My first role was as an online marketing executive for Broadbandchoices.co.uk, a telecoms comparison company. I had applied for various jobs and actually been offered one a couple of months earlier but had turned this down. I think the fact I had options was because I had really done my homework ahead of interviews and had something extra on my CV, which helped differentiate me from other applicants.
At the time, online marketing was relatively new so I did a lot of research about this so I could show I had a basic understanding and made sure I understood various concepts and the technology behind these.
I would say there have been a couple. Firstly working for King who created the Candy Crush Saga, a highly popular mobile game. I got to work with a number of high profile brands during my time there, including Pepsico, Universal Music and Unilever.
I think the second has been joining Rovio, creator of Angry Birds, a game that everybody loves. Again, I get to work with a lot of blue chip companies who love the brand so I would say my career highlights are really the opportunities I have had to work with famous household brands and joining Rovio.
Do your research. You need to understand the industry you want to work in to the point where you feel confident asking and answering questions about it and can begin to think about possible strategies based on where the future of the industry is heading. You also need to understand the market and how it is likely to evolve.

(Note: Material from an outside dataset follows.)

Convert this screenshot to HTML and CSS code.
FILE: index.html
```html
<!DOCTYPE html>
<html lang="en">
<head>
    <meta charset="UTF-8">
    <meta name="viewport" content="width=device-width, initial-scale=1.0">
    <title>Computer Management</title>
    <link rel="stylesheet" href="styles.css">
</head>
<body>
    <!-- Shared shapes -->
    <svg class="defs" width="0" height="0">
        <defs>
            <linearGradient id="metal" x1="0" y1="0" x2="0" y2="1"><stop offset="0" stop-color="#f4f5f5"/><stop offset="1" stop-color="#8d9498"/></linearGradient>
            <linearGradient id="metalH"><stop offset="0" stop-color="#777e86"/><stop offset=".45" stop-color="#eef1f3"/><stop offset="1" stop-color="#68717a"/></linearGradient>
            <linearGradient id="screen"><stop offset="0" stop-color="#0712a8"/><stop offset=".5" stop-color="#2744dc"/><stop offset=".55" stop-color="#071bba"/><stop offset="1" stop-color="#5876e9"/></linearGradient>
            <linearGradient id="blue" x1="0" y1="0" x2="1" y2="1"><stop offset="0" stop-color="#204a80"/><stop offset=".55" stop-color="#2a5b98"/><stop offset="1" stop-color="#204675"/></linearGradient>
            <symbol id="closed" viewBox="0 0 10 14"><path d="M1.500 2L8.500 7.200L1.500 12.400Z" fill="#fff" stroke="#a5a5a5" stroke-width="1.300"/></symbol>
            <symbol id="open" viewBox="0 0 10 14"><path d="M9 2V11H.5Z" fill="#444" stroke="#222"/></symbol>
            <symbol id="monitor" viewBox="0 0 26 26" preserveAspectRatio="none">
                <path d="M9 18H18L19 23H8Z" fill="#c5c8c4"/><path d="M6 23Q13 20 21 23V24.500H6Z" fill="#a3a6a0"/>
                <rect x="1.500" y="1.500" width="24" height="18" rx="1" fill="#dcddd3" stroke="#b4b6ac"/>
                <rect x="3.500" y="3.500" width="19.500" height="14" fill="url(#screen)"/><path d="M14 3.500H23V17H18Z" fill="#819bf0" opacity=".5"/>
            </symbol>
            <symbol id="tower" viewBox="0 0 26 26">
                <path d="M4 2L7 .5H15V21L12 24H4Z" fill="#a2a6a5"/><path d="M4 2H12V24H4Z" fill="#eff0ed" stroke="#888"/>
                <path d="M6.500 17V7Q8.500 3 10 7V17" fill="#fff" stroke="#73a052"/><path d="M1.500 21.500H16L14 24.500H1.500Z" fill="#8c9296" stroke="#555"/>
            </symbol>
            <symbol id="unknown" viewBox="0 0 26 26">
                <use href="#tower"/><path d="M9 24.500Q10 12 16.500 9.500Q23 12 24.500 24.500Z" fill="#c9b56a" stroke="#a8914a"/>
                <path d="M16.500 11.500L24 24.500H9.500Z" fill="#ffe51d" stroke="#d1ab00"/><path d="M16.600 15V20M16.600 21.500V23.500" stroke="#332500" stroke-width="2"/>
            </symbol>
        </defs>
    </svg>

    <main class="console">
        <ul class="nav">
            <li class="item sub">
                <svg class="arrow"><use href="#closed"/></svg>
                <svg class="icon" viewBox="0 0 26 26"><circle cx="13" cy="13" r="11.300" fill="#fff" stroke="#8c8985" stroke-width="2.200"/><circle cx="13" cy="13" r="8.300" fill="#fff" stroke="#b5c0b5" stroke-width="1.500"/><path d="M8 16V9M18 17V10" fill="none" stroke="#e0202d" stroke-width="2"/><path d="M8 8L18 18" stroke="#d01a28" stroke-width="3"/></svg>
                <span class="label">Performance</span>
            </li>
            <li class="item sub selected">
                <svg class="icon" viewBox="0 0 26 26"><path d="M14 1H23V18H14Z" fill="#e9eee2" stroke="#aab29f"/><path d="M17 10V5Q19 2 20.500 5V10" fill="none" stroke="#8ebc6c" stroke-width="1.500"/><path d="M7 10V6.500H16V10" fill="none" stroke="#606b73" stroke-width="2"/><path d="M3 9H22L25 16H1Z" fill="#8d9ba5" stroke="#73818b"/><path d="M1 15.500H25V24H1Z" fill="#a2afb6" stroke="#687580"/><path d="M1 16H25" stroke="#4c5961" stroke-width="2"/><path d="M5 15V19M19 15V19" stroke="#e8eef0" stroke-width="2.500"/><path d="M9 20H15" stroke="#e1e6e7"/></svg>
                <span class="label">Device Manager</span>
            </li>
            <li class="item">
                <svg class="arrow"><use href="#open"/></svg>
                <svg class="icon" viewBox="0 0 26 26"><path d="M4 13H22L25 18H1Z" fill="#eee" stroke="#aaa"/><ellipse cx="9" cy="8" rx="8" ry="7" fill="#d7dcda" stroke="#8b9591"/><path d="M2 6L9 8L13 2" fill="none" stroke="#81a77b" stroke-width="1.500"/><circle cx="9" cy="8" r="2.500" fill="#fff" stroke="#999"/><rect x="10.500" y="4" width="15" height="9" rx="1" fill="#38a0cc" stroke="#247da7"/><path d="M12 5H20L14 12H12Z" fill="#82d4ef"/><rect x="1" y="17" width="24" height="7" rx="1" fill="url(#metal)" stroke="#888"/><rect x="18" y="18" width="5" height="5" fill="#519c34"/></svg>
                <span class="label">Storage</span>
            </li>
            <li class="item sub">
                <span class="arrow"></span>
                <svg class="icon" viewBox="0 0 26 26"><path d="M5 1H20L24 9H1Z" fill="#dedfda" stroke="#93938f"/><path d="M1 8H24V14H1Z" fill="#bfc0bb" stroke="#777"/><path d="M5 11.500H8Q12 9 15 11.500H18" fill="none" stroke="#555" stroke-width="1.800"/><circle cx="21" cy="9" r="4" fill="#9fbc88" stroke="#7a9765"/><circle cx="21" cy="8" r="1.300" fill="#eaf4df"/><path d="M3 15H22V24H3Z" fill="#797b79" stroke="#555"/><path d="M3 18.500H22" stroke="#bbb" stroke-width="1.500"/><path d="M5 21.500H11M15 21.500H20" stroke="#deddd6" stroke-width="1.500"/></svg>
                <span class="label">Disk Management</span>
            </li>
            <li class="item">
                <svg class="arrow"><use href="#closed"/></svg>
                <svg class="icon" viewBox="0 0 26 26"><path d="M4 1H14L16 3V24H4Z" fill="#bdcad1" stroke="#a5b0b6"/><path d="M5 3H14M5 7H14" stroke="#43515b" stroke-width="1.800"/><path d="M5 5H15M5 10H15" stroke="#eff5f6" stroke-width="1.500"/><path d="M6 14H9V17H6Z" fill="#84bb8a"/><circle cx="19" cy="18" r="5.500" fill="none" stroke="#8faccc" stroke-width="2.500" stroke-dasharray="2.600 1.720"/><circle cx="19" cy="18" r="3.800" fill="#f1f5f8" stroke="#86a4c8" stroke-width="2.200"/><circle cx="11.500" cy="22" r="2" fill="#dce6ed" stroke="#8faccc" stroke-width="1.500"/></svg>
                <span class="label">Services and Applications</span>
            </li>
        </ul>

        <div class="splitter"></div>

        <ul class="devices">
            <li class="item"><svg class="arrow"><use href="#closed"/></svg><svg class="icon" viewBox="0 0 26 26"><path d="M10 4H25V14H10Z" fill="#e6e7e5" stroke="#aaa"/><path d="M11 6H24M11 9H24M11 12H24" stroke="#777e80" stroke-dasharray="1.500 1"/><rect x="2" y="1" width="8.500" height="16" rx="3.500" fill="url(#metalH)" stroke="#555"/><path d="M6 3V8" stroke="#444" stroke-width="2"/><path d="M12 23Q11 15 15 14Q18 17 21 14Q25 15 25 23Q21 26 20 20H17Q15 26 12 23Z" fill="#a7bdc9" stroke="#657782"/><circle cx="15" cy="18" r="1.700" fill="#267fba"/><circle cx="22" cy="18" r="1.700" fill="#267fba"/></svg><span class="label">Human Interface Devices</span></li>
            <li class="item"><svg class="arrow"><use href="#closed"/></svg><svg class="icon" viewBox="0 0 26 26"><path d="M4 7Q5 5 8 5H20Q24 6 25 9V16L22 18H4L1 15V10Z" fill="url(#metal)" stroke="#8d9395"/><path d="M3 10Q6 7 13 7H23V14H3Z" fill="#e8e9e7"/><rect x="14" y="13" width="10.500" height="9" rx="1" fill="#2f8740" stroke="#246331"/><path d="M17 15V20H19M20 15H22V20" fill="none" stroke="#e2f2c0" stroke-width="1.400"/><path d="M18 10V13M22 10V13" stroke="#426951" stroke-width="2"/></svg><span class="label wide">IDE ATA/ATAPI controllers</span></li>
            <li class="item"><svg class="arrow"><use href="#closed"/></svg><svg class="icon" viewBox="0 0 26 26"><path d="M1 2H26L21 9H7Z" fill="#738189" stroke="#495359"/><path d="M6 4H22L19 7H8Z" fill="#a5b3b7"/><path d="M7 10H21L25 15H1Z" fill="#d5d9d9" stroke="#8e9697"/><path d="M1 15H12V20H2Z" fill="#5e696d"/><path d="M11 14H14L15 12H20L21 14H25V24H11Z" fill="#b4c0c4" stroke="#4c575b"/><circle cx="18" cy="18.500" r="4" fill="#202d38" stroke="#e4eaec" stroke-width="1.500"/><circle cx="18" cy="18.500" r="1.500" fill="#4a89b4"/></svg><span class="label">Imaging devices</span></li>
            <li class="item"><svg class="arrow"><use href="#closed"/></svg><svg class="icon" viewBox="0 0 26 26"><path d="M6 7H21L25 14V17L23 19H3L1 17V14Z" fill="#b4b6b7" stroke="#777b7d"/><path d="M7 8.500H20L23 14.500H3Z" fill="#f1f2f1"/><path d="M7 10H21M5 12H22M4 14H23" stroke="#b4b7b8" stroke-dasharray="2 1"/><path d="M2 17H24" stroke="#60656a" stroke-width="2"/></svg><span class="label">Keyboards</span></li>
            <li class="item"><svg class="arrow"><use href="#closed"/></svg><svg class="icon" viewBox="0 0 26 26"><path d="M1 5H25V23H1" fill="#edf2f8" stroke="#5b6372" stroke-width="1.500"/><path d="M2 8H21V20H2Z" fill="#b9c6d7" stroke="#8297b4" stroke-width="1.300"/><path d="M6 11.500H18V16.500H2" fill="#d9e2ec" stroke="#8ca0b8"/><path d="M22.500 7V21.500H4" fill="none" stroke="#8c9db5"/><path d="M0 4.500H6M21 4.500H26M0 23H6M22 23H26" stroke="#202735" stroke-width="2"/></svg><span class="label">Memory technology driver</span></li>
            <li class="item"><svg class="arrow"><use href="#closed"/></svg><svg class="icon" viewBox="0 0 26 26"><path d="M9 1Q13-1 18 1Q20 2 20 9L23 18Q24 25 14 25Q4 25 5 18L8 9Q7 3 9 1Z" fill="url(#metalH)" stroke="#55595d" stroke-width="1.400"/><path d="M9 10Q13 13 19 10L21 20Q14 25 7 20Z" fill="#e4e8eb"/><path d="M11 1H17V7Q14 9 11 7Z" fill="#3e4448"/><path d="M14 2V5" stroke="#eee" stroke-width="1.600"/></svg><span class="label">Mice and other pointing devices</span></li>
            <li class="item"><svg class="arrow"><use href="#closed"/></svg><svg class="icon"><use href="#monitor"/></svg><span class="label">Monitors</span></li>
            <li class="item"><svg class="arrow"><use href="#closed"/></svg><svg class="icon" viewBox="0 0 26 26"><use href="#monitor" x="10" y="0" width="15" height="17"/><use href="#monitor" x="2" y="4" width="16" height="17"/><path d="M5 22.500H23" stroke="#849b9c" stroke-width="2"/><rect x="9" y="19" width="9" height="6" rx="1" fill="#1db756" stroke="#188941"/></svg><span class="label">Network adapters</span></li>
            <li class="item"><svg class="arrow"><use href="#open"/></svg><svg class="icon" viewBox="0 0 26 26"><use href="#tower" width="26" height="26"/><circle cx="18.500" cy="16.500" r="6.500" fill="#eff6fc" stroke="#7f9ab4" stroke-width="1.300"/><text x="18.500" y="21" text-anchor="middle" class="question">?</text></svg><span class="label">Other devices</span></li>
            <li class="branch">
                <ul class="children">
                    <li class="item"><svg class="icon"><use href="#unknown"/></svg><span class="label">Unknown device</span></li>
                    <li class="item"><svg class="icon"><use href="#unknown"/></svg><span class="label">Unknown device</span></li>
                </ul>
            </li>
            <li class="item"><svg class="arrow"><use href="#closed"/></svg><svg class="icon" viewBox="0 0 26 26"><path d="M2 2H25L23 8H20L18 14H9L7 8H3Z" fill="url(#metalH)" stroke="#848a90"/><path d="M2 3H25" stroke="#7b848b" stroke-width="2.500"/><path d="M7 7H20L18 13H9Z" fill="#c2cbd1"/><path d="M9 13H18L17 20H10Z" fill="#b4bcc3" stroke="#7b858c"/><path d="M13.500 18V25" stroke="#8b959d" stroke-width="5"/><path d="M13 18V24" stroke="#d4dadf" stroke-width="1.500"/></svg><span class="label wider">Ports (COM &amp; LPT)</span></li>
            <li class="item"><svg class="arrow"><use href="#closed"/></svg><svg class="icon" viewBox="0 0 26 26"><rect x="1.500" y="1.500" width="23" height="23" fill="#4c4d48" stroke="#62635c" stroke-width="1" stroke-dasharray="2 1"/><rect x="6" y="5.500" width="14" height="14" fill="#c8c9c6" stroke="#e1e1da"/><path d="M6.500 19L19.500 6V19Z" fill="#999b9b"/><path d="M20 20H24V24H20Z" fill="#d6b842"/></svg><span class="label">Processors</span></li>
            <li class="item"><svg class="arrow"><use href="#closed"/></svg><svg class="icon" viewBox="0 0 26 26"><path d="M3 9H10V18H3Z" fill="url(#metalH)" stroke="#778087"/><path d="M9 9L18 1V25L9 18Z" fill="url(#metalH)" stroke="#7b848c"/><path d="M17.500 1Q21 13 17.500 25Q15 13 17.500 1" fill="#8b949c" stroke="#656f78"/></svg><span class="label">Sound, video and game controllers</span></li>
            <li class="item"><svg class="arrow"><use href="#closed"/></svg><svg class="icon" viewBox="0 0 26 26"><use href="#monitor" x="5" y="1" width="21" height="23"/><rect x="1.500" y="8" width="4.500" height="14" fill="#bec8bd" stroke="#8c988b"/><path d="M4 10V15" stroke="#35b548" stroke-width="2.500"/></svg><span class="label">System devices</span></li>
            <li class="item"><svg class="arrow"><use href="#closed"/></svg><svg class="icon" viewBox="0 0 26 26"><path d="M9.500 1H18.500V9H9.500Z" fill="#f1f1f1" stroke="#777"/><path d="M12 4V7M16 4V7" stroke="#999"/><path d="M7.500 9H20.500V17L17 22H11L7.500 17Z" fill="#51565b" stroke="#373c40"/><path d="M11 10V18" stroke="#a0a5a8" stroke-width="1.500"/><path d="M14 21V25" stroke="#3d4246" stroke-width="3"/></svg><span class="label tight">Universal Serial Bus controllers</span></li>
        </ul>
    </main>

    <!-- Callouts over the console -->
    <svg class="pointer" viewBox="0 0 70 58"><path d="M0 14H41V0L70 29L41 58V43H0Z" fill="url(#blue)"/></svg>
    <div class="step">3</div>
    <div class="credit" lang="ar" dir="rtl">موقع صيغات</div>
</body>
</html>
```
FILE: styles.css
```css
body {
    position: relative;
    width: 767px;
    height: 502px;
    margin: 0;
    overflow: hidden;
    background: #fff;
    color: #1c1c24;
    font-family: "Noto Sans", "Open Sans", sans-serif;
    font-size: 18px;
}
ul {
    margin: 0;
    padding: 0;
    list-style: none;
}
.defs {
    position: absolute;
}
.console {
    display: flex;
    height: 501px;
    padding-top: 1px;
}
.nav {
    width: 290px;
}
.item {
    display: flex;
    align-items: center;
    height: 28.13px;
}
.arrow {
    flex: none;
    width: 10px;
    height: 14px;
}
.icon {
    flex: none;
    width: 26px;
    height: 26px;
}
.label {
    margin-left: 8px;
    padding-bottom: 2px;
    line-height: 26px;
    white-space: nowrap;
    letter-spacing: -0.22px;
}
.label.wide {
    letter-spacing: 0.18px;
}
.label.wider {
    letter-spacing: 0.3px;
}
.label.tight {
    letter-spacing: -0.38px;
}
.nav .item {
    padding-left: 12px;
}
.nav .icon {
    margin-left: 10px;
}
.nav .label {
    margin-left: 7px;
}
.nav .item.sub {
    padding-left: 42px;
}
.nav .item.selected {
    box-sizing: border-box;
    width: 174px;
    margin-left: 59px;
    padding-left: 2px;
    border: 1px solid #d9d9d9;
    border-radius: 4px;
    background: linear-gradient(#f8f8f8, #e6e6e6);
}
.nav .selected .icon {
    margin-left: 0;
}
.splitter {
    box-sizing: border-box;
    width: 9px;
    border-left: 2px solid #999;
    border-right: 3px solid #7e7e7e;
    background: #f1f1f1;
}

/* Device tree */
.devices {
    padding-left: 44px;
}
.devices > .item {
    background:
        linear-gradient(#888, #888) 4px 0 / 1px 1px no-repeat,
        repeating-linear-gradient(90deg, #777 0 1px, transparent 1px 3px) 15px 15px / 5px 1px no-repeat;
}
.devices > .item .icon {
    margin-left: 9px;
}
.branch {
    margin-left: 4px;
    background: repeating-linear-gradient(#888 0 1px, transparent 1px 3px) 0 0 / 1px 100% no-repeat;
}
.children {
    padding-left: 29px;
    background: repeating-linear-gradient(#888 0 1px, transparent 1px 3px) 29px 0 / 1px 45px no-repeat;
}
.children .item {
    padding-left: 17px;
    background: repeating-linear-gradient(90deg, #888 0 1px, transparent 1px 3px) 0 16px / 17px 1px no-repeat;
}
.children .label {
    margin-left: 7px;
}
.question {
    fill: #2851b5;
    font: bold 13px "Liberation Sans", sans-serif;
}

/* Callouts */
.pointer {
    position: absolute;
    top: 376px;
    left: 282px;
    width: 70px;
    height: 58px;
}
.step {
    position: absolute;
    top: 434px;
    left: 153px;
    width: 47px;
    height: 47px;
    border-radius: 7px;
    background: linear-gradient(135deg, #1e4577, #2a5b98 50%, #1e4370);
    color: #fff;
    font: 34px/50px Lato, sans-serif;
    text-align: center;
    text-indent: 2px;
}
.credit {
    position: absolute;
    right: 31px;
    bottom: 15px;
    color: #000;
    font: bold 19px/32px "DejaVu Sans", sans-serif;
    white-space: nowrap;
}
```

You need to be resilient and persistent as there are times when you will get rejected. You might go for a job that you think you are a perfect fit for but there are other strong or stronger candidates so you just have to keep going and keep on trying.
I think if you are still a student or have only recently graduated, make use of the resources available to you, so use things like the university's employability service and keep in touch with your lecturers as they may be aware of possible job openings.